BEGIN SOURCE DATA

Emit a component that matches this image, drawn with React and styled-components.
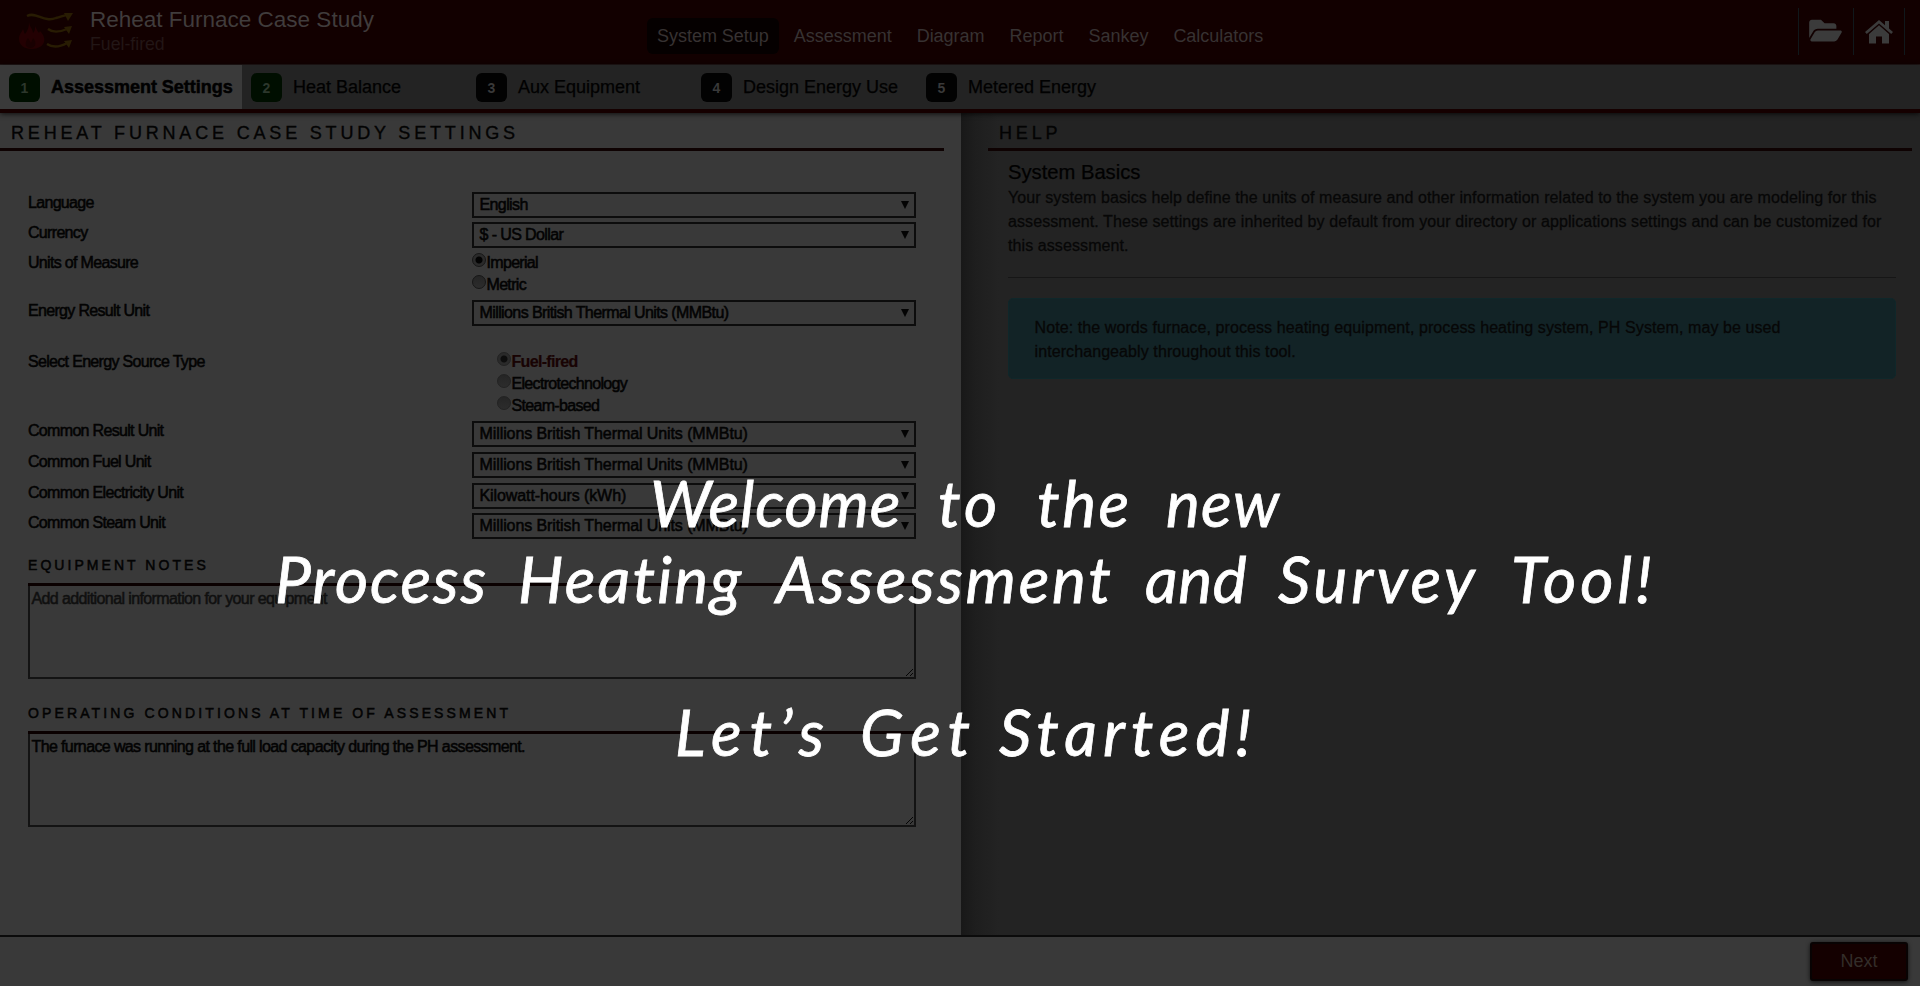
import React from "react";
import styled, { createGlobalStyle, css } from "styled-components";
import { FaFolderOpen } from "react-icons/fa";

const Global = createGlobalStyle`
  * { box-sizing: border-box; }
  body { margin: 0; background: #393939; font-family: "Liberation Sans", Arial, sans-serif; }
`;

const ink = "#030303";
const maroon = "#120000";

const Page = styled.div`
  position: relative;
  width: 1920px;
  height: 986px;
  display: flex;
  flex-direction: column;
  overflow: hidden;
  background: #393939;
  color: ${ink};
`;

/* ---------- header ---------- */
const Header = styled.header`
  height: 65px;
  flex: none;
  display: grid;
  grid-template-columns: 647px 1fr auto;
  background: ${maroon};
  border-bottom: 1px solid #201616;
`;
const Brand = styled.div`
  display: flex;
  padding-left: 17px;
`;
const Titles = styled.div`
  padding: 7px 0 0 16px;
`;
const Title = styled.div`
  font-size: 22.5px;
  line-height: 25px;
  color: #403c3c;
`;
const Subtitle = styled.div`
  font-size: 17.7px;
  line-height: 24px;
  color: #221616;
`;
const Nav = styled.nav`
  display: flex;
  gap: 5px;
  padding-top: 18px;
`;
const NavItem = styled.a`
  height: 36px;
  padding: 0 10px;
  border-radius: 6px;
  font-size: 18px;
  line-height: 37px;
  letter-spacing: -0.02px;
  color: #373232;
  background: ${(p) => (p.$on ? "#050000" : "transparent")};
`;
const HeaderTools = styled.div`
  display: flex;
  height: 47px;
  margin: 8px 15px 0 0;
`;
const Tool = styled.div`
  width: ${(p) => p.$w}px;
  border-left: 1px solid #10181b;
  display: flex;
  justify-content: center;
  padding: ${(p) => p.$top}px 2px 0 0;
  color: #3b3b3b;
  &:last-child { border-right: 1px solid #10181b; padding-right: 0; }
`;

/* ---------- step tabs ---------- */
const Steps = styled.div`
  position: relative;
  height: 48px;
  flex: none;
  display: flex;
  background: #232323;
  border-bottom: 4px solid #150000;
  box-shadow: 0 1px 5px rgba(0, 0, 0, 0.75);
`;
const Step = styled.div`
  width: ${(p) => (p.$on ? 242 : 225)}px;
  display: flex;
  align-items: center;
  gap: 11px;
  padding: 1px 0 0 9px;
  white-space: nowrap;
  font-size: 18px;
  font-weight: ${(p) => (p.$on ? 700 : 400)};
  letter-spacing: ${(p) => (p.$on ? "-0.02px" : 0)};
  color: #010101;
  -webkit-text-stroke: ${(p) => (p.$on ? 0.5 : 0.25)}px #010101;
  background: ${(p) => (p.$on ? "#3a3a3a" : "transparent")};
`;
const Badge = styled.span`
  width: 31px;
  height: 29px;
  flex: none;
  border-radius: 6px;
  display: grid;
  place-items: center;
  font-size: 14px;
  font-weight: 700;
  -webkit-text-stroke: 0;
  color: ${(p) => (p.$done ? "#2c372c" : "#393939")};
  background: ${(p) => (p.$done ? "#000e00" : "#020202")};
`;

/* ---------- body ---------- */
const Body = styled.main`
  flex: 1;
  display: grid;
  grid-template-columns: 961px 1fr;
`;
const Settings = styled.section`
  background: #393939;
`;
const Help = styled.aside`
  padding-left: 27px;
  background: linear-gradient(90deg, #181818 0, #1e1e1e 14px, #232323 38px);
`;
const PanelTitle = styled.h2`
  margin: 0 ${(p) => p.$right}px 0 0;
  height: 38px;
  padding: 10px 0 0 11px;
  border-bottom: 3px solid #0e0202;
  font-size: 18px;
  line-height: 21px;
  font-weight: 400;
  letter-spacing: 3.82px;
  color: ${ink};
  -webkit-text-stroke: 0.35px ${ink};
  white-space: nowrap;
`;
const Form = styled.div`
  padding: 41px 0 0 28px;
`;
const Row = styled.div`
  display: grid;
  grid-template-columns: 444px 444px;
  height: ${(p) => p.$h}px;
`;
const crisp = css`
  font-size: 16px;
  -webkit-text-stroke: 0.55px ${ink};
`;
const Label = styled.label`
  ${crisp}
  line-height: 18px;
  padding-top: ${(p) => p.$top || 2}px;
  letter-spacing: -0.68px;
`;
const Select = styled.div`
  ${crisp}
  height: 26px;
  border: 2px solid #0c0c0c;
  display: flex;
  align-items: center;
  justify-content: space-between;
  padding: 0 5px ${(p) => (p.$loose ? 0 : 1)}px 5.5px;
  letter-spacing: ${(p) => (p.$loose ? "-0.09px" : "-0.6px")};
`;
const Arrow = styled.i`
  border: solid transparent;
  border-width: 8px 4px 0;
  border-top-color: #030303;
`;
const Options = styled.div`
  padding-left: ${(p) => p.$indent || 0}px;
  padding-top: ${(p) => p.$top || 0}px;
`;
const Option = styled.div`
  ${crisp}
  height: 21.8px;
  display: flex;
  gap: 0.5px;
  line-height: 21px;
  letter-spacing: -0.68px;
  font-weight: ${(p) => (p.$hot ? 700 : 400)};
  color: ${(p) => (p.$hot ? "#180303" : ink)};
  -webkit-text-stroke: ${(p) => (p.$hot ? "0.2px #180303" : `0.55px ${ink}`)};
`;
const Dot = styled.span`
  width: 14px;
  height: 14px;
  margin-top: 1px;
  flex: none;
  border-radius: 50%;
  border: 1px solid ${(p) => (p.$dim ? "#222" : "#161616")};
  background: ${(p) =>
    p.$checked
      ? `radial-gradient(circle, ${p.$dim ? "#0d0d0d" : "#020202"} 0 3px, #2a2a2a 4px)`
      : "linear-gradient(#252525, #2c2c2c)"};
`;
const NoteTitle = styled.h3`
  margin: 0 0 0 28px;
  padding-top: ${(p) => p.$top}px;
  width: 888px;
  border-bottom: 3px solid #0a0000;
  font-size: 14px;
  line-height: 16px;
  padding-bottom: 10px;
  font-weight: 400;
  letter-spacing: ${(p) => p.$ls}px;
  -webkit-text-stroke: 0.5px ${ink};
`;
const NoteBox = styled.div`
  ${crisp}
  position: relative;
  width: 888px;
  height: 93px;
  margin-left: 28px;
  border: 1px solid #131313;
  border-width: 0 2px 2px;
  padding: 4px 0 0 1.5px;
  line-height: 18px;
  letter-spacing: ${(p) => p.$ls}px;
  color: ${(p) => (p.$hint ? "#101010" : ink)};
  -webkit-text-stroke-color: ${(p) => (p.$hint ? "#101010" : ink)};
`;
const Grip = styled.svg`
  position: absolute;
  right: 0;
  bottom: 0;
`;

/* ---------- help ---------- */
const HelpBody = styled.div`
  margin: 0 24px 0 20px;
`;
const HelpTitle = styled.h3`
  margin: 0;
  padding-top: 9px;
  font-size: 20.2px;
  line-height: 25px;
  height: 35px;
  font-weight: 400;
  color: #010101;
  -webkit-text-stroke: 0.25px #010101;
`;
const Copy = styled.p`
  margin: 0;
  font-size: 16px;
  line-height: 24px;
  letter-spacing: 0.09px;
  color: #070707;
  -webkit-text-stroke: 0.3px #070707;
  white-space: nowrap;
`;
const Divider = styled.hr`
  margin: 19px 0 20px;
  border: 0;
  border-top: 1px solid #161616;
`;
const Note = styled.div`
  height: 81px;
  padding: 17px 25.5px;
  border: 1px solid #0f272a;
  border-radius: 5px;
  background: #122326;
`;

/* ---------- footer ---------- */
const Footer = styled.footer`
  height: 51px;
  flex: none;
  display: flex;
  justify-content: flex-end;
  padding: 5px 12px 0 0;
  border-top: 2px solid #0b0b0b;
  background: #393939;
`;
const NextButton = styled.button`
  width: 98px;
  height: 39px;
  padding: 0;
  border: 2px solid #080303;
  border-radius: 3px;
  background: #140000;
  color: #332d29;
  font: 18px "Liberation Sans", sans-serif;
  box-shadow: 0 1px 4px rgba(0, 0, 0, 0.7);
`;

/* ---------- welcome message ---------- */
const Welcome = styled.div`
  position: absolute;
  inset: 0;
  padding-top: 465px;
  color: #fff;
  font: italic 400 64px/76px Lato, "Open Sans", sans-serif;
  font-variant-ligatures: none;
  -webkit-text-stroke: 0.8px #fff;
`;
const Line = styled.div`
  display: flex;
  height: ${(p) => p.$h}px;
  padding-left: ${(p) => p.$x}px;
  white-space: nowrap;
`;
const Word = styled.span`
  width: ${(p) => p.$w}px;
  flex: none;
  letter-spacing: ${(p) => p.$ls || 0}px;
`;

const Logo = () => (
  <svg width="57" height="56" viewBox="17 0 57 56" fill="none">
    <path d="M29 22c1 6 4 7 4 11 2-2 2-4 2-7 2 4 3 6 4 7l1-2c4 4 5 8 4 11-1 4-6 7-12 7-8 0-13-4-13-10 0-5 3-7 4-10 1 2 1 4 2 5 3-4 4-7 4-12z" fill="#230002" />
    <path d="M28 38c1 2 2 3 3 5l2-5c3 3 4 9-2 10-7 0-6-6-3-10z" fill="#190001" />
    <g stroke="#281c03" strokeWidth="2.4">
      <path d="M27 16c9-5 17 7 29 2 5-1 8-3 12-3" />
      <path d="M48 29c5 4 12 3 19 0" />
      <path d="M47 44c6 4 13 3 20-1" />
    </g>
    <g fill="#281c03">
      <path d="M64 13l9 0-5 8z" />
      <path d="M64 27l8-1-3 8z" />
      <path d="M64 41l8-1-3 8z" />
    </g>
  </svg>
);

const Home = () => (
  <svg width="28" height="24" viewBox="0 0 28 24" fill="currentColor">
    <path d="M14 0L0 12l1.8 2L14 3.5 26.2 14l1.8-2-4-3.5V1h-4v4.2z" />
    <path d="M14 5.3L4 14v9.5h7v-7h6v7h7V14z" />
  </svg>
);

const navItems = ["System Setup", "Assessment", "Diagram", "Report", "Sankey", "Calculators"];
const steps = ["Assessment Settings", "Heat Balance", "Aux Equipment", "Design Energy Use", "Metered Energy"];
const mmbtu = "Millions British Thermal Units (MMBtu)";
const commonUnits = [
  ["Common Result Unit", mmbtu],
  ["Common Fuel Unit", mmbtu],
  ["Common Electricity Unit", "Kilowatt-hours (kWh)"],
  ["Common Steam Unit", mmbtu],
];

const Picker = ({ children, loose }) => (
  <Select $loose={loose}>
    {children}
    <Arrow />
  </Select>
);

const Notes = ({ children, ...rest }) => (
  <NoteBox {...rest}>
    {children}
    <Grip width="9" height="9" viewBox="0 0 9 9" stroke="#050505">
      <path d="M1 8L8 1M5 8L8 5" />
    </Grip>
  </NoteBox>
);

/* each word: text, advance to the next word, letter spacing */
const messages = [
  { x: 650, h: 76, words: [["Welcome", 288, 0.8], ["to", 99, 4], ["the", 129, 2.5], ["new", 120, 1.2]] },
  { x: 275, h: 153, words: [["Process", 243, 1.9], ["Heating", 258, 2.2], ["Assessment", 369, 2.7], ["and", 133, 0.6], ["Survey", 233, 3.7], ["Tool!", 150, 4]] },
  { x: 675, h: 76, words: [["Let’s", 185, 8], ["Get", 139, 7], ["Started!", 300, 6]] },
];

export default function App() {
  return (
    <Page>
      <Global />
      <Header>
        <Brand>
          <Logo />
          <Titles>
            <Title>Reheat Furnace Case Study</Title>
            <Subtitle>Fuel-fired</Subtitle>
          </Titles>
        </Brand>
        <Nav>
          {navItems.map((n, i) => (
            <NavItem key={n} $on={i === 0}>{n}</NavItem>
          ))}
        </Nav>
        <HeaderTools>
          <Tool $w={55} $top={8}><FaFolderOpen size={33} style={{ height: 29 }} /></Tool>
          <Tool $w={52} $top={12}><Home /></Tool>
        </HeaderTools>
      </Header>

      <Steps>
        {steps.map((s, i) => (
          <Step key={s} $on={i === 0}>
            <Badge $done={i < 2}>{i + 1}</Badge>
            {s}
          </Step>
        ))}
      </Steps>

      <Body>
        <Settings>
          <PanelTitle $right={17}>REHEAT FURNACE CASE STUDY SETTINGS</PanelTitle>
          <Form>
            <Row $h={30}><Label>Language</Label><Picker>English</Picker></Row>
            <Row $h={30}><Label>Currency</Label><Picker>$ - US Dollar</Picker></Row>
            <Row $h={48}>
              <Label>Units of Measure</Label>
              <Options>
                <Option><Dot $checked />Imperial</Option>
                <Option><Dot />Metric</Option>
              </Options>
            </Row>
            <Row $h={48}><Label>Energy Result Unit</Label><Picker>{mmbtu}</Picker></Row>
            <Row $h={73}>
              <Label $top={5}>Select Energy Source Type</Label>
              <Options $indent={25} $top={3}>
                <Option $hot><Dot $checked $dim />Fuel-fired</Option>
                <Option><Dot $dim />Electrotechnology</Option>
                <Option><Dot $dim />Steam-based</Option>
              </Options>
            </Row>
            {commonUnits.map(([label, unit]) => (
              <Row key={label} $h={30.8}><Label $top={1}>{label}</Label><Picker loose>{unit}</Picker></Row>
            ))}
          </Form>
          <NoteTitle $top={13} $ls={3.05}>EQUIPMENT NOTES</NoteTitle>
          <Notes $hint $ls={-0.61}>Add additional information for your equipment</Notes>
          <NoteTitle $top={26} $ls={3.12}>OPERATING CONDITIONS AT TIME OF ASSESSMENT</NoteTitle>
          <Notes $ls={-0.62}>The furnace was running at the full load capacity during the PH assessment.</Notes>
        </Settings>

        <Help>
          <PanelTitle $right={8}>HELP</PanelTitle>
          <HelpBody>
            <HelpTitle>System Basics</HelpTitle>
            <Copy>
              Your system basics help define the units of measure and other information related to the system you are modeling for this<br />
              assessment. These settings are inherited by default from your directory or applications settings and can be customized for<br />
              this assessment.
            </Copy>
            <Divider />
            <Note>
              <Copy>
                Note: the words furnace, process heating equipment, process heating system, PH System, may be used<br />
                interchangeably throughout this tool.
              </Copy>
            </Note>
          </HelpBody>
        </Help>
      </Body>

      <Footer>
        <NextButton>Next</NextButton>
      </Footer>

      <Welcome>
        {messages.map((m) => (
          <Line key={m.x} $x={m.x} $h={m.h}>
            {m.words.map(([word, w, ls]) => (
              <Word key={word} $w={w} $ls={ls}>{word}</Word>
            ))}
          </Line>
        ))}
      </Welcome>
    </Page>
  );
}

END SOURCE DATA

> **AIM**: Gather every line containing the word "this" and copy it.

> **REPLY**:
Emit a component that matches this image, drawn with React and styled-components.
              Your system basics help define the units of measure and other information related to the system you are modeling for this<br />
              this assessment.
                interchangeably throughout this tool.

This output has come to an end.